In Canada (Attorney General) v Samuel, 2019 ONCA 555, the Ontario Court of Appeal held that costs cannot be awarded in habeas corpus applications brought to challenge parole revocation decisions.
These applications are criminal rather than civil in nature. Section 135 of the Corrections and Conditional Release Act indicates that parole revocation is about the protection of society, which is a criminal law purpose. As such, costs cannot be awarded.
However, the Court appeared to recognize that habeas corpus applications brought in other correctional law contexts may be civil in nature, at para 24:
“In the prison discipline and prison transfer cases, the criminal law sentence serves as merely part of the background. It is the reason why the applicant is in the institution and subject to prison discipline. The sanction an applicant would challenge is an administrative order that is quite distinct from the sentence imposed by the criminal court.”

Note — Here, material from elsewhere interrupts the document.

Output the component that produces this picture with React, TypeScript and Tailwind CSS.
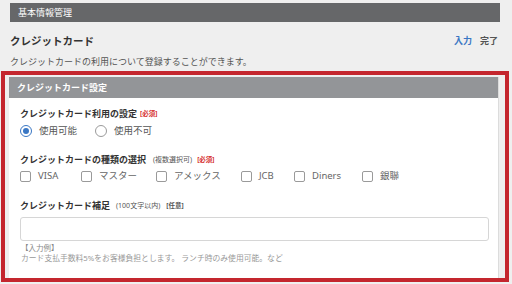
import React from "react";

const Radio = ({ checked }: { checked?: boolean }) => (
  <span
    className={
      checked
        ? "w-[12px] h-[12px] rounded-full border-[1.5px] border-[#3a77c4] bg-white flex items-center justify-center shrink-0"
        : "w-[12px] h-[12px] rounded-full border-[1.5px] border-[#9a9a9a] bg-white shrink-0"
    }
  >
    {checked && <span className="w-[6px] h-[6px] rounded-full bg-[#3a77c4]" />}
  </span>
);

const Check = () => (
  <span className="w-[11px] h-[11px] rounded-[2px] border border-[#9a9a9a] bg-white shrink-0" />
);

export default function App() {
  const cards: [string, string][] = [
    ["VISA", "w-[61px]"],
    ["マスター", "w-[75px]"],
    ["アメックス", "w-[85px]"],
    ["JCB", "w-[53px]"],
    ["Diners", "w-[68px]"],
    ["銀聯", "w-[40px]"],
  ];
  return (
    <div className="w-[512px] h-[284px] overflow-hidden bg-[#efefef] font-['Noto_Sans','Noto_Sans_CJK_JP',sans-serif] text-[#333]">
      <div className="pt-[3px] pl-[10px] pr-[12px]">
        <div className="h-[19px] bg-[#666769] text-white text-[9px] pl-[8px] flex items-center">
          基本情報管理
        </div>
      </div>
      <div className="mt-[12px] pl-[10px] pr-[14px] h-[14px] flex items-center justify-between">
        <div className="text-[10.5px] font-bold text-[#333] leading-[14px]">クレジットカード</div>
        <div className="flex gap-[8px] text-[9px] font-bold leading-[12px]">
          <span className="text-[#3a77c4]">入力</span>
          <span className="text-[#555]">完了</span>
        </div>
      </div>
      <div className="mt-[8px] pl-[10px] text-[9px] text-[#555] leading-[12px] h-[12px]">
        クレジットカードの利用について登録することができます。
      </div>
      <div className="mt-[3px] ml-[1px] w-[508px] h-[211px] border-[4px] border-[#c4262e] pt-[2px] pl-[4px] pr-[6px] bg-[#efefef] flex">
        <div className="flex-1 bg-white flex flex-col border-r border-[#dcdcdc]">
          <div className="h-[21px] bg-[#939598] text-white font-bold text-[9px] pl-[8px] flex items-center shrink-0">
            クレジットカード設定
          </div>
          <div className="pl-[11px] pr-[9px] pt-[10px] flex flex-col">
            <div className="h-[12px] flex items-center gap-[3px] leading-[12px]">
              <span className="text-[9px] font-bold text-[#333]">クレジットカード利用の設定</span>
              <span className="text-[6.5px] font-bold text-[#d63030]">[必須]</span>
            </div>
            <div className="mt-[5px] h-[12px] flex items-center text-[9.5px] text-[#555]">
              <div className="w-[75px] flex items-center gap-[7px]">
                <Radio checked />
                <span>使用可能</span>
              </div>
              <div className="flex items-center gap-[7px]">
                <Radio />
                <span>使用不可</span>
              </div>
            </div>
            <div className="mt-[17px] h-[12px] flex items-center leading-[12px]">
              <span className="text-[9px] font-bold text-[#333]">クレジットカードの種類の選択</span>
              <span className="ml-[7px] text-[7px] text-[#555]">(複数選択可)</span>
              <span className="ml-[5px] text-[6.5px] font-bold text-[#d63030]">[必須]</span>
            </div>
            <div className="mt-[4px] h-[12px] flex items-center text-[9.5px] text-[#666]">
              {cards.map(([label, w]) => (
                <div key={label} className={`${w} flex items-center gap-[7px]`}>
                  <Check />
                  <span>{label}</span>
                </div>
              ))}
            </div>
            <div className="mt-[18px] h-[12px] flex items-center leading-[12px]">
              <span className="text-[9px] font-bold text-[#333]">クレジットカード補足</span>
              <span className="ml-[6px] text-[7px] text-[#555]">(100文字以内)</span>
              <span className="ml-[6px] text-[6.5px] font-bold text-[#555]">[任意]</span>
            </div>
            <div className="mt-[5px] h-[24px] rounded-[3px] border border-[#d6d6d6] bg-white" />
            <div className="mt-[2px] pl-[1px] h-[10px] text-[7.5px] leading-[10px] text-[#888]">【入力例】</div>
            <div className="pl-[1px] h-[10px] text-[7.8px] leading-[10px] text-[#999]">
              カード支払手数料5%をお客様負担とします。 ランチ時のみ使用可能。など
            </div>
          </div>
        </div>
      </div>
    </div>
  );
}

Cost awards may deter inmates of limited means from bringing habeas corpus applications to pursue their rights. While this decision may remove the risk of an inmate being penalized with costs for bringing a habeas corpus application, it only does so for parole revocation cases. Inmates seeking to challenge deprivations of their liberty in other contexts (e.g. transfer and discipline cases) may still face the risk of receiving cost awards if their application is unsuccessful.